--- PROVIDED DATA ---
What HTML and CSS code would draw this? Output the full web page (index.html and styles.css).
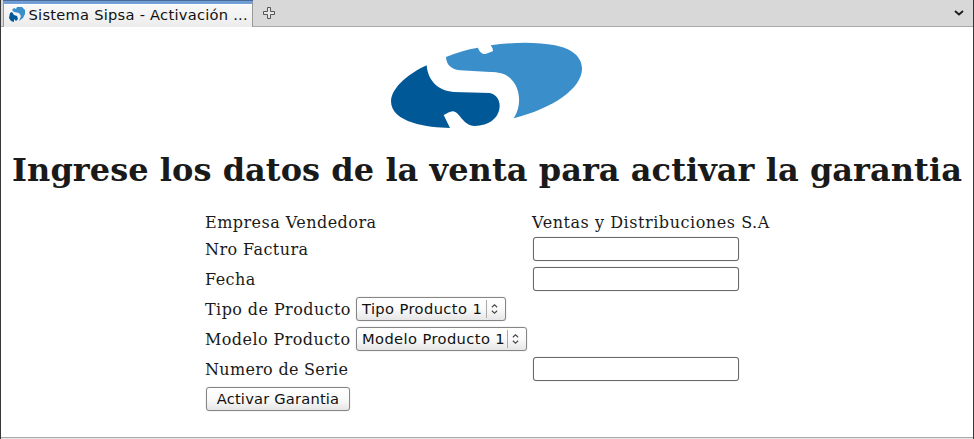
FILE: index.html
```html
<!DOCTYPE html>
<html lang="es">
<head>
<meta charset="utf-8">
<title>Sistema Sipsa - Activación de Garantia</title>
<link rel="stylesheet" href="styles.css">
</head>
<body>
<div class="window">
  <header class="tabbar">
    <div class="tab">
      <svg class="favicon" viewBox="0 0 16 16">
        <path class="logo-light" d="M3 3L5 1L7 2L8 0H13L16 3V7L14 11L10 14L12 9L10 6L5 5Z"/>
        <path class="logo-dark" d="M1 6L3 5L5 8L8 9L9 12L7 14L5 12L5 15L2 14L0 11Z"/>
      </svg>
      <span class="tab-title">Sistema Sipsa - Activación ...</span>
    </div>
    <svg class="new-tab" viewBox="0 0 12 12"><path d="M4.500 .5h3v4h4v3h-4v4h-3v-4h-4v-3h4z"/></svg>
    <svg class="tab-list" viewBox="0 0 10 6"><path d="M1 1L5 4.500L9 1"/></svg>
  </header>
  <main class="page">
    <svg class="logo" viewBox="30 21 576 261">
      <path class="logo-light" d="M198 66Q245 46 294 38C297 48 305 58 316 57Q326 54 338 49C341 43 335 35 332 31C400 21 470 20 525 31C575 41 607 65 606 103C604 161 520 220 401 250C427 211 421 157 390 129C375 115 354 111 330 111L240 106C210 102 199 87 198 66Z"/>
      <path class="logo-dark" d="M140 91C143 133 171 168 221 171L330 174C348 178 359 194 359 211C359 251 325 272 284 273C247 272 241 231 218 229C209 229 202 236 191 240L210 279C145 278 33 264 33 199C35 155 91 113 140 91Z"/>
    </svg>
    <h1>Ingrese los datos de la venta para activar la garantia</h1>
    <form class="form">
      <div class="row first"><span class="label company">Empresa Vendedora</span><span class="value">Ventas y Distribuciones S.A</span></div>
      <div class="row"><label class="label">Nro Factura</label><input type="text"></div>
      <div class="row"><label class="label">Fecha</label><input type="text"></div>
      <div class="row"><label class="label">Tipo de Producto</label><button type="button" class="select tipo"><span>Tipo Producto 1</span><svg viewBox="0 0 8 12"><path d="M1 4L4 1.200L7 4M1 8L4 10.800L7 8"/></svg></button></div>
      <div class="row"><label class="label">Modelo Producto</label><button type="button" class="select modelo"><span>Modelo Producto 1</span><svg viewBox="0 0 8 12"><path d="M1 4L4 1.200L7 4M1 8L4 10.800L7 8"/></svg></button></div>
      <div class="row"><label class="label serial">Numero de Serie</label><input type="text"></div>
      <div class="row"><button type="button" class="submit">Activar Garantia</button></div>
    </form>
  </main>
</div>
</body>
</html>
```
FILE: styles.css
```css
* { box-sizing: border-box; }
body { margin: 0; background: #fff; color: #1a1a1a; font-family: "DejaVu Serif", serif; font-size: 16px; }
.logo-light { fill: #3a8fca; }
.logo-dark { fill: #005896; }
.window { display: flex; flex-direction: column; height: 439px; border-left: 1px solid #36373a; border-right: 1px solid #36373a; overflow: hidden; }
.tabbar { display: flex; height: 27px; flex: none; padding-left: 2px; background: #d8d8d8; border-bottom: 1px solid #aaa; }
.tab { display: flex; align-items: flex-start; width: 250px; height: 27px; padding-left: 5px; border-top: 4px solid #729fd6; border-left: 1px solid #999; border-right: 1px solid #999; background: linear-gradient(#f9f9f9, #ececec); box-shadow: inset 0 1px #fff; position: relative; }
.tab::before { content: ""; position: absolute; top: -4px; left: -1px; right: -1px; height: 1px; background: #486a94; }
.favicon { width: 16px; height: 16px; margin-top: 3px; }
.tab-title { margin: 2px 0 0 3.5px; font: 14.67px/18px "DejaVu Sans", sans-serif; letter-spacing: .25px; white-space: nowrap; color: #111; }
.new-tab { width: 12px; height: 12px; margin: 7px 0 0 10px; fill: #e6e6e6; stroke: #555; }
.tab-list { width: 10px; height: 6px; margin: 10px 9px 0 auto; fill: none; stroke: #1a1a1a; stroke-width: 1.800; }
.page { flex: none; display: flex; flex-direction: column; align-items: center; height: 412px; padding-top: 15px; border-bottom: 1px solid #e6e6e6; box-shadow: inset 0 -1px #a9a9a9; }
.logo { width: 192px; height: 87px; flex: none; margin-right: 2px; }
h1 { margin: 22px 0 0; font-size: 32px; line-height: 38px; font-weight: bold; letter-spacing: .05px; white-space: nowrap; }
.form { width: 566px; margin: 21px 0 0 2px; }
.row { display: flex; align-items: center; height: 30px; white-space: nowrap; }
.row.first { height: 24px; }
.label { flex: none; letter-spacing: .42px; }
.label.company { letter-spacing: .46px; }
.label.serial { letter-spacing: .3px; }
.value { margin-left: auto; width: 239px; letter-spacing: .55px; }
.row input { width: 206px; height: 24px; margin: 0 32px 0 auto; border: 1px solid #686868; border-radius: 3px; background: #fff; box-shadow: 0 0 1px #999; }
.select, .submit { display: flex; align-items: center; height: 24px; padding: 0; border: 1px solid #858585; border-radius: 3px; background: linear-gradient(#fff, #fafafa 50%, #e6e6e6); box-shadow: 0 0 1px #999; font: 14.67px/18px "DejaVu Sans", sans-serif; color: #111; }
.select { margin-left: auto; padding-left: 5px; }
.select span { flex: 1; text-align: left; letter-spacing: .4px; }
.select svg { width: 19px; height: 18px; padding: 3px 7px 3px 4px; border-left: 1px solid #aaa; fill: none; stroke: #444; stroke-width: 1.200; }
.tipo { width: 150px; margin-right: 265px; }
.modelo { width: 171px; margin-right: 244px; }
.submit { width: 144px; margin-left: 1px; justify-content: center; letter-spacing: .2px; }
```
---
__WHAT IS EXPECTED__.
Restate the data above word for word. Skip every picture.

__FINISHED TASK__.
What HTML and CSS code would draw this? Output the full web page (index.html and styles.css).
FILE: index.html
```html
<!DOCTYPE html>
<html lang="es">
<head>
<meta charset="utf-8">
<title>Sistema Sipsa - Activación de Garantia</title>
<link rel="stylesheet" href="styles.css">
</head>
<body>
<div class="window">
  <header class="tabbar">
    <div class="tab">
      <svg class="favicon" viewBox="0 0 16 16">
        <path class="logo-light" d="M3 3L5 1L7 2L8 0H13L16 3V7L14 11L10 14L12 9L10 6L5 5Z"/>
        <path class="logo-dark" d="M1 6L3 5L5 8L8 9L9 12L7 14L5 12L5 15L2 14L0 11Z"/>
      </svg>
      <span class="tab-title">Sistema Sipsa - Activación ...</span>
    </div>
    <svg class="new-tab" viewBox="0 0 12 12"><path d="M4.500 .5h3v4h4v3h-4v4h-3v-4h-4v-3h4z"/></svg>
    <svg class="tab-list" viewBox="0 0 10 6"><path d="M1 1L5 4.500L9 1"/></svg>
  </header>
  <main class="page">
    <svg class="logo" viewBox="30 21 576 261">
      <path class="logo-light" d="M198 66Q245 46 294 38C297 48 305 58 316 57Q326 54 338 49C341 43 335 35 332 31C400 21 470 20 525 31C575 41 607 65 606 103C604 161 520 220 401 250C427 211 421 157 390 129C375 115 354 111 330 111L240 106C210 102 199 87 198 66Z"/>
      <path class="logo-dark" d="M140 91C143 133 171 168 221 171L330 174C348 178 359 194 359 211C359 251 325 272 284 273C247 272 241 231 218 229C209 229 202 236 191 240L210 279C145 278 33 264 33 199C35 155 91 113 140 91Z"/>
    </svg>
    <h1>Ingrese los datos de la venta para activar la garantia</h1>
    <form class="form">
      <div class="row first"><span class="label company">Empresa Vendedora</span><span class="value">Ventas y Distribuciones S.A</span></div>
      <div class="row"><label class="label">Nro Factura</label><input type="text"></div>
      <div class="row"><label class="label">Fecha</label><input type="text"></div>
      <div class="row"><label class="label">Tipo de Producto</label><button type="button" class="select tipo"><span>Tipo Producto 1</span><svg viewBox="0 0 8 12"><path d="M1 4L4 1.200L7 4M1 8L4 10.800L7 8"/></svg></button></div>
      <div class="row"><label class="label">Modelo Producto</label><button type="button" class="select modelo"><span>Modelo Producto 1</span><svg viewBox="0 0 8 12"><path d="M1 4L4 1.200L7 4M1 8L4 10.800L7 8"/></svg></button></div>
      <div class="row"><label class="label serial">Numero de Serie</label><input type="text"></div>
      <div class="row"><button type="button" class="submit">Activar Garantia</button></div>
    </form>
  </main>
</div>
</body>
</html>
```
FILE: styles.css
```css
* { box-sizing: border-box; }
body { margin: 0; background: #fff; color: #1a1a1a; font-family: "DejaVu Serif", serif; font-size: 16px; }
.logo-light { fill: #3a8fca; }
.logo-dark { fill: #005896; }
.window { display: flex; flex-direction: column; height: 439px; border-left: 1px solid #36373a; border-right: 1px solid #36373a; overflow: hidden; }
.tabbar { display: flex; height: 27px; flex: none; padding-left: 2px; background: #d8d8d8; border-bottom: 1px solid #aaa; }
.tab { display: flex; align-items: flex-start; width: 250px; height: 27px; padding-left: 5px; border-top: 4px solid #729fd6; border-left: 1px solid #999; border-right: 1px solid #999; background: linear-gradient(#f9f9f9, #ececec); box-shadow: inset 0 1px #fff; position: relative; }
.tab::before { content: ""; position: absolute; top: -4px; left: -1px; right: -1px; height: 1px; background: #486a94; }
.favicon { width: 16px; height: 16px; margin-top: 3px; }
.tab-title { margin: 2px 0 0 3.5px; font: 14.67px/18px "DejaVu Sans", sans-serif; letter-spacing: .25px; white-space: nowrap; color: #111; }
.new-tab { width: 12px; height: 12px; margin: 7px 0 0 10px; fill: #e6e6e6; stroke: #555; }
.tab-list { width: 10px; height: 6px; margin: 10px 9px 0 auto; fill: none; stroke: #1a1a1a; stroke-width: 1.800; }
.page { flex: none; display: flex; flex-direction: column; align-items: center; height: 412px; padding-top: 15px; border-bottom: 1px solid #e6e6e6; box-shadow: inset 0 -1px #a9a9a9; }
.logo { width: 192px; height: 87px; flex: none; margin-right: 2px; }
h1 { margin: 22px 0 0; font-size: 32px; line-height: 38px; font-weight: bold; letter-spacing: .05px; white-space: nowrap; }
.form { width: 566px; margin: 21px 0 0 2px; }
.row { display: flex; align-items: center; height: 30px; white-space: nowrap; }
.row.first { height: 24px; }
.label { flex: none; letter-spacing: .42px; }
.label.company { letter-spacing: .46px; }
.label.serial { letter-spacing: .3px; }
.value { margin-left: auto; width: 239px; letter-spacing: .55px; }
.row input { width: 206px; height: 24px; margin: 0 32px 0 auto; border: 1px solid #686868; border-radius: 3px; background: #fff; box-shadow: 0 0 1px #999; }
.select, .submit { display: flex; align-items: center; height: 24px; padding: 0; border: 1px solid #858585; border-radius: 3px; background: linear-gradient(#fff, #fafafa 50%, #e6e6e6); box-shadow: 0 0 1px #999; font: 14.67px/18px "DejaVu Sans", sans-serif; color: #111; }
.select { margin-left: auto; padding-left: 5px; }
.select span { flex: 1; text-align: left; letter-spacing: .4px; }
.select svg { width: 19px; height: 18px; padding: 3px 7px 3px 4px; border-left: 1px solid #aaa; fill: none; stroke: #444; stroke-width: 1.200; }
.tipo { width: 150px; margin-right: 265px; }
.modelo { width: 171px; margin-right: 244px; }
.submit { width: 144px; margin-left: 1px; justify-content: center; letter-spacing: .2px; }
```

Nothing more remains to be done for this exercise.